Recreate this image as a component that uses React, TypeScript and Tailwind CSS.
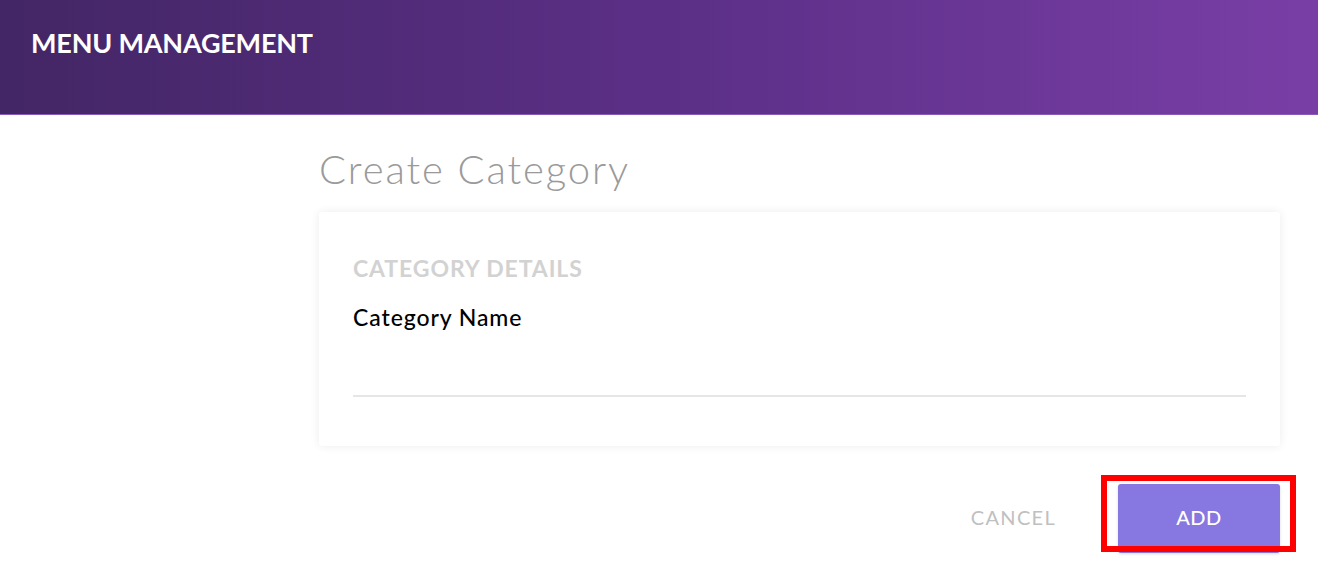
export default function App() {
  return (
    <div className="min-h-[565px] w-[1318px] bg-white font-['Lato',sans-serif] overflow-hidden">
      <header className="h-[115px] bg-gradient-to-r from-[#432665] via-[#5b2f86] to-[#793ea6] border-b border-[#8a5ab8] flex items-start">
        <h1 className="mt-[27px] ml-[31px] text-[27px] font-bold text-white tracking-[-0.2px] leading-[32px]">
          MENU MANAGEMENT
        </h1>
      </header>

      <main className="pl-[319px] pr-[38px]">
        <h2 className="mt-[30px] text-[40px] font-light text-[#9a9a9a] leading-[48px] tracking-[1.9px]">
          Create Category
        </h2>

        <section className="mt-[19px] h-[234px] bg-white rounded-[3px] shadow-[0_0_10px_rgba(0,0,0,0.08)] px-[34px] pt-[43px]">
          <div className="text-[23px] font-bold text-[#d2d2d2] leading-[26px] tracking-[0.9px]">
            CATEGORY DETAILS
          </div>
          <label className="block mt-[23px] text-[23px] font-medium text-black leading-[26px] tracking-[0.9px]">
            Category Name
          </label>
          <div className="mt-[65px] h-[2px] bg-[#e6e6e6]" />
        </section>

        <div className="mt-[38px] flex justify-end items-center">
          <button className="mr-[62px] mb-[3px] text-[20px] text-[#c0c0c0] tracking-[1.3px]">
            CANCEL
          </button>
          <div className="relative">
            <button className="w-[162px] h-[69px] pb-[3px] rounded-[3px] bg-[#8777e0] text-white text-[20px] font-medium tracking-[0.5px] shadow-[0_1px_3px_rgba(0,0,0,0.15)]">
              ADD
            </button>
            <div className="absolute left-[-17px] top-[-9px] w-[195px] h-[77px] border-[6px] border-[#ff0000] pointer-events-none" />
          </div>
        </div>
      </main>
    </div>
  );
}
==
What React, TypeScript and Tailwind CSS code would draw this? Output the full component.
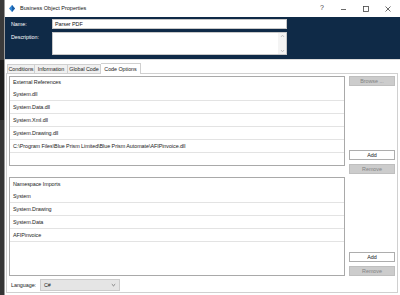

Requirement = Each line in the entries above that includes the string "component" should be extracted.

Task result =
Recreate this image as a component that uses React, TypeScript and Tailwind CSS.
What React, TypeScript and Tailwind CSS code would draw this? Output the full component.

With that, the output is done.